Show all lines that include the string "components"; copy each one.

________________________________________

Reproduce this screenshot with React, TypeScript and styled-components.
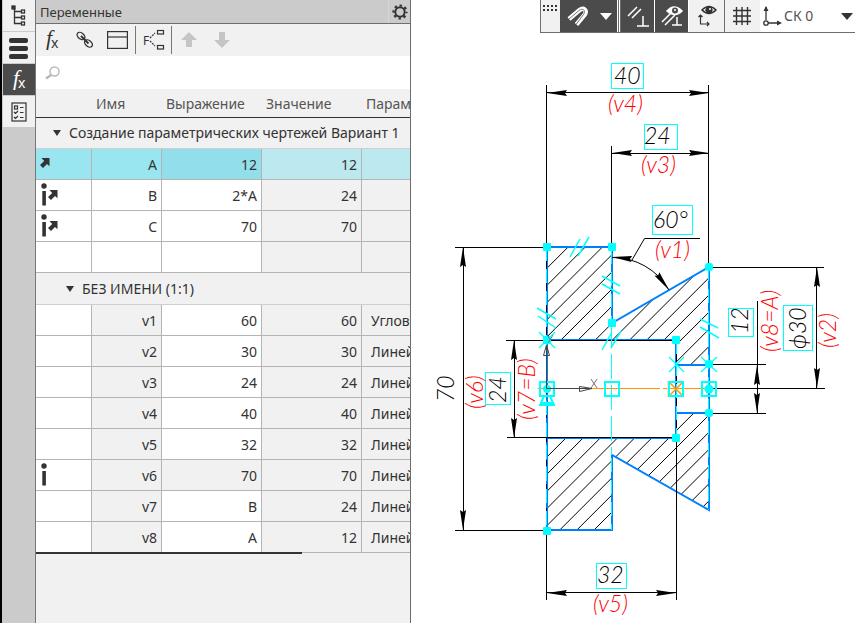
import React from "react";
import styled, { createGlobalStyle, css } from "styled-components";

const ink = "#333333";
const grey = "#cbcbcb";
const light = "#f1f1f1";
const cyan = "#00ffff";
const blue = "#0080ff";
const orange = "#ff9800";

const GlobalStyle = createGlobalStyle`
  * { box-sizing: border-box; }
  body { margin: 0; background: #fff; color: ${ink}; font: 14px/20px "Noto Sans", "Open Sans", sans-serif; }
  button, input, select { font: inherit; color: inherit; }
  svg { display: block; flex: none; }
`;

const Page = styled.div`
  display: grid;
  grid-template-columns: 36px minmax(0, 375fr) minmax(0, 444fr);
  min-height: 100vh;
`;

const Rail = styled.nav`
  display: flex;
  flex-direction: column;
  gap: 1px;
  background: ${grey};
  border-left: 2px solid #000;
  border-right: 1px solid #777;
  padding-left: 1px;
`;

const RailButton = styled.button<{ $active?: boolean }>`
  display: flex;
  align-items: center;
  justify-content: center;
  height: 31px;
  padding: 0;
  border: 0;
  background: ${(p) => (p.$active ? "#4b4b4b" : light)};
  color: ${(p) => (p.$active ? "#fff" : ink)};
`;

const Panel = styled.section`
  display: flex;
  flex-direction: column;
  background: ${light};
  border-right: 1px solid #6e6e6e;
  overflow: hidden;
`;

const TitleBar = styled.header`
  display: flex;
  align-items: center;
  justify-content: space-between;
  height: 24px;
  padding-left: 4px;
  background: ${grey};
  border-bottom: 1px solid #6e6e6e;
`;

const Title = styled.h1`
  margin: 0;
  font-size: 13px;
  line-height: 20px;
  font-weight: 400;
`;

const GearButton = styled.button`
  display: flex;
  align-items: center;
  justify-content: center;
  width: 22px;
  height: 23px;
  padding: 0;
  border: 0;
  border-left: 1px solid #d6d6d6;
  background: none;
`;

const Tools = styled.div`
  display: flex;
  align-items: center;
  height: 32px;
`;

const ToolButton = styled.button<{ $w?: number }>`
  display: flex;
  align-items: center;
  justify-content: center;
  width: ${(p) => p.$w ?? 33}px;
  height: 28px;
  padding: 0;
  border: 0;
  background: none;
  color: ${ink};
  &:disabled { color: #c5c5c5; }
`;

const Divider = styled.span`
  width: 1px;
  height: 28px;
  margin: 0 1px;
  background: #777;
`;

const Search = styled.label`
  display: flex;
  align-items: center;
  gap: 8px;
  height: 33px;
  padding-left: 9px;
  background: #fff;
`;

const SearchInput = styled.input`
  flex: 1;
  min-width: 0;
  border: 0;
  outline: 0;
  background: none;
`;

const Grid = styled.table`
  width: 100%;
  table-layout: fixed;
  border-collapse: separate;
  border-spacing: 0;
  white-space: nowrap;
`;

const Col = styled.col<{ $w?: number }>`
  width: ${(p) => (p.$w ? `${p.$w}px` : "auto")};
`;

const Head = styled.th`
  height: 29px;
  padding: 2px 0 0 4px;
  border-bottom: 1px solid ${ink};
  text-align: left;
  font-weight: 400;
  color: #555;
  overflow: hidden;
`;

const Group = styled.th<{ $indent: number }>`
  height: ${(p) => (p.$indent > 20 ? 32 : 31)}px;
  padding: 0 0 0 ${(p) => p.$indent}px;
  border-bottom: 1px solid #cfcfcf;
  text-align: left;
  font-weight: 400;
  overflow: hidden;
`;

const GroupToggle = styled.button`
  display: flex;
  align-items: center;
  gap: 8px;
  padding: 0;
  border: 0;
  background: none;
`;

const Cell = styled.td<{ $bg?: string; $kind?: "icon" | "text" }>`
  height: 31px;
  padding: 2px 4px 0 0;
  border-right: 1px solid #b4b4b4;
  border-bottom: 1px solid #b4b4b4;
  background: ${(p) => p.$bg ?? "#fff"};
  text-align: right;
  line-height: 20px;
  overflow: hidden;
  ${(p) => p.$kind === "icon" && css`padding: 0 0 0 4px; text-align: left;`}
  ${(p) => p.$kind === "text" && css`padding: 2px 0 0 9px; text-align: left; border-right: 0;`}
`;

const TableEnd = styled.div`
  width: 71%;
  height: 2px;
  margin-top: -1px;
  background: ${ink};
`;

const Work = styled.main`
  display: flex;
  flex-direction: column;
  background: #fff;
  min-width: 0;
`;

const SnapBar = styled.div`
  display: flex;
  align-self: flex-end;
  height: 33px;
  width: 315px;
  border-left: 1px solid #6e6e6e;
  border-bottom: 1px solid #6e6e6e;
`;

const Handle = styled.div`
  width: 19px;
  padding: 5px 0 0 2px;
  background: ${light};
`;

const SnapButton = styled.button<{ $w: number; $dark?: boolean; $line?: boolean }>`
  display: flex;
  align-items: center;
  justify-content: center;
  gap: 10px;
  width: ${(p) => p.$w}px;
  flex: none;
  padding: 0;
  border: 0;
  border-right: 1px solid ${(p) => (p.$dark ? "#fff" : p.$line ? "#6e6e6e" : light)};
  background: ${(p) => (p.$dark ? "#4b4b4b" : light)};
  color: ${(p) => (p.$dark ? "#fff" : ink)};
`;

const Gap = styled.span`
  width: 3px;
  border-left: 1px solid #6e6e6e;
  border-right: 1px solid #6e6e6e;
`;

const CsField = styled.label`
  display: flex;
  align-items: center;
  flex: 1;
  min-width: 0;
  padding: 0 2px;
`;

const CsSelect = styled.select`
  flex: 1;
  min-width: 0;
  appearance: none;
  border: 0;
  padding: 0 0 0 2px;
  background: none;
  color: #555;
  font-size: 14px;
`;

const Drawing = styled.svg`
  width: 100%;
  height: auto;
  font-family: Lato, "Open Sans", sans-serif;
  font-style: italic;
  font-weight: 300;
  font-size: 23px;
`;

const FxIcon = () => (
  <svg width="20" height="28" viewBox="0 0 20 28" fill="currentColor" overflow="visible">
    <text x="4" y="19" fontFamily="Liberation Serif, serif" fontStyle="italic" fontSize="22">f</text>
    <text x="9" y="22" fontFamily="Noto Sans, sans-serif" fontSize="14">x</text>
  </svg>
);

const TreeIcon = () => (
  <svg width="16" height="22" viewBox="0 0 16 22" fill="none" stroke="currentColor" strokeWidth="1.3">
    <path d="M3.5 3v15.500h7M3.500 6.500h7M3.500 12.500h7" />
    <rect x="1" y="1" width="3" height="3" fill="currentColor" />
    <rect x="10.500" y="5" width="3" height="3" /><rect x="10.500" y="11" width="3" height="3" /><rect x="10.500" y="17" width="3" height="3" />
  </svg>
);

const BarsIcon = () => (
  <svg width="20" height="22" viewBox="0 0 20 22" fill="currentColor">
    <rect x="0" y="1" width="19" height="5" rx="2" /><rect x="0" y="9" width="19" height="5" rx="2" /><rect x="0" y="17" width="19" height="5" rx="2" />
  </svg>
);

const ChecksIcon = () => (
  <svg width="16" height="20" viewBox="0 0 16 20" fill="none" stroke="currentColor" strokeWidth="1.2">
    <rect x="1" y="1" width="14" height="18" /><rect x="3.500" y="4" width="3" height="3" />
    <path d="M9 5.500h3.500M9 10.500h3.500M9 15.500h3.500M3 10l1.500 1.500L7 9M3 15l1.500 1.500L7 14" />
  </svg>
);

const LinkIcon = () => (
  <svg width="18" height="18" viewBox="0 0 18 18" fill="none" stroke="currentColor" strokeWidth="1.4">
    <ellipse cx="5" cy="5" rx="4.400" ry="3" transform="rotate(40 5 5)" />
    <ellipse cx="12.500" cy="12.500" rx="4.400" ry="3" transform="rotate(40 12.500 12.500)" />
    <path d="M5 5l7.500 7.500" strokeWidth="1.8" />
  </svg>
);

const WindowIcon = () => (
  <svg width="21" height="18" viewBox="0 0 21 18" fill="none" stroke="currentColor" strokeWidth="1.2">
    <rect x=".6" y=".6" width="19.800" height="16.800" /><path d="M1 6h19" />
  </svg>
);

const FormulaTreeIcon = () => (
  <svg width="22" height="22" viewBox="0 0 22 22" fill="none" stroke="currentColor" strokeWidth="1.200" overflow="visible">
    <text x="0" y="15.500" fontSize="12" fontFamily="Noto Sans, sans-serif" fill="currentColor" stroke="none">F</text>
    <path d="M7 9l5-5M7 12l5 5" strokeDasharray="2 1" />
    <rect x="14.500" y="1.500" width="6" height="3.500" /><rect x="14.500" y="16.500" width="6" height="3.500" />
  </svg>
);

const ArrowIcon = ({ down }: { down?: boolean }) => (
  <svg width="16" height="16" viewBox="0 0 16 16" fill="currentColor">
    <path d={down ? "M5 0h6v8h5l-8 8-8-8h5z" : "M8 0l8 8h-5v7H5V8H0z"} />
  </svg>
);

const GearIcon = () => (
  <svg width="16" height="16" viewBox="0 0 16 16" fill="none" stroke={ink}>
    <circle cx="8" cy="8" r="4.700" strokeWidth="2" />
    <circle cx="8" cy="8" r="6.500" strokeWidth="2.200" strokeDasharray="2.400 2.705" strokeDashoffset="1.200" />
  </svg>
);

const SearchIcon = () => (
  <svg width="16" height="14" viewBox="0 0 16 14" fill="none" stroke="#b9b9b9">
    <circle cx="9.500" cy="5.500" r="4.500" strokeWidth="1.500" /><path d="M6 9l-5 3.500" strokeWidth="2.500" />
  </svg>
);

const Caret = ({ w = 8 }: { w?: number }) => (
  <svg width={w} height={w === 8 ? 6 : 7} viewBox="0 0 12 8" preserveAspectRatio="none" fill="currentColor"><path d="M0 0h12L6 8z" /></svg>
);

const MarkIcon = ({ info, link }: { info?: boolean; link?: boolean }) => (
  <svg width="20" height="26" viewBox="0 0 20 26" fill={ink}>
    {info && <><circle cx="4" cy="4" r="2.700" /><path d="M2.300 9h3.600v14.500H2.300z" /></>}
    {link && <path transform={info ? "translate(8 8)" : "translate(0 7)"} d="M1.500 0H9.500v8.200L7 6 3 10 0 7l4.200-4z" />}
  </svg>
);

const MagnetIcon = () => (
  <svg width="24" height="24" viewBox="0 0 24 24" fill="none">
    <path d="M3 15L13 6.500c5-4 8.500 0 5.500 4.500l-8 9.500" stroke="#fff" strokeWidth="4.500" />
    <path d="M3 15L13 6.500c4-3 7 0 4.500 4l-7.500 10" stroke="#777" strokeWidth="1" />
  </svg>
);

const Perp = ({ eye }: { eye?: boolean }) => (
  <svg width="24" height="24" viewBox="0 0 24 24" fill="none" stroke="currentColor" strokeWidth="1.500">
    <path d={eye ? "M2 18L13 7M5 21L15 11M12 21h10M17 13v8" : "M2 12L11 3M6 14L15 5M11 22h12M17 12v10"} />
    {eye && <><path d="M7 7q7-8 15 0q-7 7-15 0z" fill="currentColor" /><circle cx="15" cy="6.500" r="3" fill="#4b4b4b" stroke="none" /><circle cx="15" cy="6" r="1" fill="#fff" stroke="none" /></>}
  </svg>
);

const EyeAxes = () => (
  <svg width="24" height="24" viewBox="0 0 24 24" fill="none" stroke="currentColor">
    <path d="M7 6q7-7 14 0q-7 7-14 0z" strokeWidth="1.500" /><circle cx="14" cy="6" r="3.200" fill="currentColor" /><circle cx="15" cy="5" r="1" fill="#fff" stroke="none" />
    <path d="M5.500 12v8h8M3.500 13l2-2 2 2M12 18l2 2-2 2" strokeWidth="1.200" />
  </svg>
);

const GridIcon = () => (
  <svg width="20" height="20" viewBox="0 0 20 20" stroke="currentColor" strokeWidth="1.400"><path d="M4.500 1v18M10 1v18M15.500 1v18M1 4.500h18M1 10h18M1 15.500h18" /></svg>
);

const AxesIcon = () => (
  <svg width="20" height="22" viewBox="0 0 20 22" fill="none" stroke={ink} strokeWidth="1.300">
    <path d="M4 2v13M6 18h12" /><circle cx="4" cy="18" r="2.200" /><path d="M1.500 6L4 1l2.500 5zM15 15.500l5 2.500-5 2.500z" fill={ink} stroke="none" />
  </svg>
);

interface Row { name: string; expr: string; value: string; type: string; info?: boolean; link?: boolean; selected?: boolean; locked?: boolean }

const userRows: Row[] = [
  { name: "A", expr: "12", value: "12", type: "", link: true, selected: true },
  { name: "B", expr: "2*A", value: "24", type: "", info: true, link: true },
  { name: "C", expr: "70", value: "70", type: "", info: true, link: true },
  { name: "", expr: "", value: "", type: "" },
];

const sizeRows: Row[] = [
  { name: "v1", expr: "60", value: "60", type: "Угловой размер" },
  { name: "v2", expr: "30", value: "30", type: "Линейный размер" },
  { name: "v3", expr: "24", value: "24", type: "Линейный размер" },
  { name: "v4", expr: "40", value: "40", type: "Линейный размер" },
  { name: "v5", expr: "32", value: "32", type: "Линейный размер" },
  { name: "v6", expr: "70", value: "70", type: "Линейный размер", info: true, locked: true },
  { name: "v7", expr: "B", value: "24", type: "Линейный размер" },
  { name: "v8", expr: "A", value: "12", type: "Линейный размер" },
];

const VariableRow = ({ row, fixedName }: { row: Row; fixedName?: boolean }) => {
  const s = row.selected;
  return (
    <tr aria-selected={s}>
      <Cell $kind="icon" $bg={s ? "#99e6f1" : "#fff"}><MarkIcon info={row.info} link={row.link} /></Cell>
      <Cell $bg={s ? "#99e6f1" : fixedName ? light : "#fff"}>{row.name}</Cell>
      <Cell $bg={s ? "#92deea" : row.locked ? light : "#fff"}>{row.expr}</Cell>
      <Cell $bg={s ? "#bce8ef" : light}>{row.value}</Cell>
      <Cell $kind="text" $bg={s ? "#bce8ef" : light}>{row.type}</Cell>
    </tr>
  );
};

const Arrow = ({ x, y, a }: { x: number; y: number; a: number }) => (
  <path d="M0 0L20-3L18 0L20 3z" fill="#000" transform={`translate(${x} ${y}) rotate(${a})`} />
);

const Note = ({ x, y, t, red, up }: { x: number; y: number; t: string; red?: boolean; up?: boolean }) => (
  <text fill={red ? "#ff0000" : "#000"} transform={`translate(${x} ${y}) rotate(${up ? -90 : 0})`}>{t}</text>
);

const hatch = Array.from({ length: 25 }, (_, i) => 798 + i * 17.16);
const nodes = [[547, 247], [612, 247], [612, 323], [547, 340], [676, 340], [676, 438], [547, 531], [709, 267], [709, 364], [709, 413]];
const frames = [[547, 389], [612, 389], [676, 389], [709, 389]];
const boxes = [[611, 63, 32, 25], [644, 124, 33, 25], [652, 205, 40, 29], [596, 563, 30, 25], [485, 372, 25, 32], [728, 308, 25, 28], [783, 305, 29, 45]];
const arrows = [[547, 93, 0], [709, 93, 180], [612, 153, 0], [709, 153, 180], [547, 593, 0], [676, 593, 180], [463, 247, 90], [463, 530, -90], [514, 340, 90], [514, 438, -90], [757, 365, 90], [757, 413, -90], [817, 267, 90], [817, 388, -90], [612, 257, 6], [669, 290, 233]];

const PartDrawing = () => (
  <Drawing viewBox="411 33 444 590" role="img" aria-label="Чертёж детали">
    <clipPath id="solid">
      <path d="M547 247H612V323L709 267V365H676V340H547zM547 438H676V413H709V510L612 455V530H547z" />
    </clipPath>
    <g clipPath="url(#solid)" stroke="#000" strokeWidth="1">
      {hatch.map((c) => <path key={c} d={`M547 ${c - 547}L709 ${c - 709}`} />)}
    </g>
    <g fill="none" stroke={blue} strokeWidth="2">
      <path d="M547 247H612V323L709 267V510L612 455V530H547zM547 340H676V438H547M676 365H709M676 413H709" />
    </g>
    <g fill="none" stroke="#000" strokeWidth="1">
      <path d="M546.500 85V340M546.500 530V600M708.500 85V267M611.500 146V247M546.500 92.500H709M611.500 153.500H709" />
      <path d="M455 247.500H547M455 530.500H547M463.500 247V530M506 340.500H676M507 437.500H676M514.500 340V438" />
      <path d="M676.500 340V600M546.500 592.500H676M709 267.500H824M709 364.500H766M709 388.500H825M709 413.500H766" />
      <path d="M757.500 301V413M816.500 267V388M632 260L644.500 238.500H700M612 257.500A65 65 0 0 1 669 290" />
      <path d="M546.500 340V530" strokeDasharray="6 18" />
    </g>
    <g fill="none" stroke={cyan}>
      <path d="M546.500 247V530M611.500 250V323M708.500 267V510M611.500 458V530M676.500 340V438" strokeDasharray="14 8" />
      <path d="M611.500 323V455" strokeDasharray="25 6" />
      <path strokeWidth="1.500" d="M570 257L580 239M578 256L589 237M602 276L620 286M602 284L620 294M537 308L556 319M538 316L556 328M602 350L612 332M611 348L621 331M700 319L718 328M700 327L719 338" />
      <path strokeWidth="1.300" d="M539 332L555 348M539 348L555 332M669 357L684 372M669 372L684 357M701 357L717 372M701 372L717 357" />
      {boxes.map(([x, y, w, h]) => <rect key={`${x}-${y}`} x={x + 0.5} y={y + 0.5} width={w} height={h} />)}
    </g>
    <path d="M538 388.500H709" stroke={orange} strokeDasharray="122 3 4 3" />
    <path d="M670 383L682 395M670 395L682 383M668.500 381V397" stroke={orange} strokeWidth="1.500" />
    <g fill="none" stroke={cyan} strokeWidth="2">
      {frames.map(([x, y]) => <rect key={x} x={x - 7} y={y - 7} width="14" height="14" />)}
      <path d="M544 396L541 403H553L550 396M539 405H555" />
    </g>
    <g fill={cyan}>
      {nodes.map(([x, y]) => <rect key={`${x}-${y}`} x={x - 4} y={y - 4} width="8" height="8" rx={x === 709 ? 3 : 1} />)}
      <circle cx="709" cy="389" r="4.500" /><circle cx="547" cy="389" r="4" />
    </g>
    <g fill="none" stroke="#444">
      <path d="M546.500 388.500V345M546.500 388.500H592M543.500 355.500L546.500 345L549.500 355.500zM579.500 386.500L592 388.500L579.500 391.500z" />
      <path d="M591 379L597 388M597 379L591 388M548 336L550 340L553 335M550 340L548 343" stroke="#777" />
    </g>
    {arrows.map(([x, y, a]) => <Arrow key={`${x}-${y}`} x={x} y={y} a={a} />)}
    <Note x={614} y={84} t="40" /><Note x={608} y={112} t="(v4)" red />
    <Note x={644} y={144} t="24" /><Note x={641} y={173} t="(v3)" red />
    <Note x={653} y={228} t="60°" /><Note x={655} y={258} t="(v1)" red />
    <Note x={597} y={583} t="32" /><Note x={593} y={612} t="(v5)" red />
    <Note x={454} y={402} t="70" up /><Note x={483} y={409} t="(v6)" red up />
    <Note x={506} y={403} t="24" up /><Note x={535} y={420} t="(v7=B)" red up />
    <Note x={748} y={334} t="12" up /><Note x={778} y={352} t="(v8=A)" red up />
    <Note x={806} y={349} t="ϕ30" up /><Note x={836} y={348} t="(v2)" red up />
  </Drawing>
);

export default function App() {
  return (
    <>
      <GlobalStyle />
      <Page>
        <Rail aria-label="Панели">
          <RailButton aria-label="Дерево"><TreeIcon /></RailButton>
          <RailButton aria-label="Слои"><BarsIcon /></RailButton>
          <RailButton aria-label="Переменные" $active><FxIcon /></RailButton>
          <RailButton aria-label="Параметры"><ChecksIcon /></RailButton>
        </Rail>
        <Panel>
          <TitleBar>
            <Title>Переменные</Title>
            <GearButton aria-label="Настройка"><GearIcon /></GearButton>
          </TitleBar>
          <Tools>
            <ToolButton $w={32} aria-label="Функция"><FxIcon /></ToolButton>
            <ToolButton aria-label="Ссылка"><LinkIcon /></ToolButton>
            <ToolButton aria-label="Таблица"><WindowIcon /></ToolButton>
            <Divider />
            <ToolButton aria-label="Структура формул"><FormulaTreeIcon /></ToolButton>
            <Divider />
            <ToolButton $w={32} aria-label="Вверх" disabled><ArrowIcon /></ToolButton>
            <ToolButton aria-label="Вниз" disabled><ArrowIcon down /></ToolButton>
          </Tools>
          <Search>
            <SearchIcon />
            <SearchInput type="search" aria-label="Поиск" />
          </Search>
          <Grid>
            <colgroup><Col $w={56} /><Col $w={70} /><Col $w={100} /><Col $w={100} /><Col /></colgroup>
            <thead>
              <tr><Head /><Head>Имя</Head><Head>Выражение</Head><Head>Значение</Head><Head>Параметр</Head></tr>
            </thead>
            <tbody>
              <tr><Group colSpan={5} $indent={17}><GroupToggle><Caret />Создание параметрических чертежей Вариант 1</GroupToggle></Group></tr>
              {userRows.map((r, i) => <VariableRow key={i} row={r} />)}
            </tbody>
            <tbody>
              <tr><Group colSpan={5} $indent={30}><GroupToggle><Caret />БЕЗ ИМЕНИ (1:1)</GroupToggle></Group></tr>
              {sizeRows.map((r) => <VariableRow key={r.name} row={r} fixedName />)}
            </tbody>
          </Grid>
          <TableEnd />
        </Panel>
        <Work>
          <SnapBar>
            <Handle>
              <svg width="16" height="7" viewBox="0 0 16 7" stroke={ink} strokeWidth="2" strokeDasharray="2 2"><path d="M0 1h14M0 5h14" /></svg>
            </Handle>
            <SnapButton $w={58} $dark aria-label="Привязки"><MagnetIcon /><Caret w={12} /></SnapButton>
            <Gap />
            <SnapButton $w={34} $dark aria-label="Ограничения"><Perp /></SnapButton>
            <SnapButton $w={34} $dark aria-label="Показать ограничения"><Perp eye /></SnapButton>
            <SnapButton $w={36} $line aria-label="Показать оси"><EyeAxes /></SnapButton>
            <SnapButton $w={35} aria-label="Сетка"><GridIcon /></SnapButton>
            <CsField>
              <AxesIcon />
              <CsSelect aria-label="Система координат"><option>СК 0</option></CsSelect>
              <Caret w={12} />
            </CsField>
          </SnapBar>
          <PartDrawing />
        </Work>
      </Page>
    </>
  );
}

________________________________________

> _SOLUTION FOR THIS PROBLEM_
Reproduce this screenshot with React, TypeScript and styled-components.
import styled, { createGlobalStyle, css } from "styled-components";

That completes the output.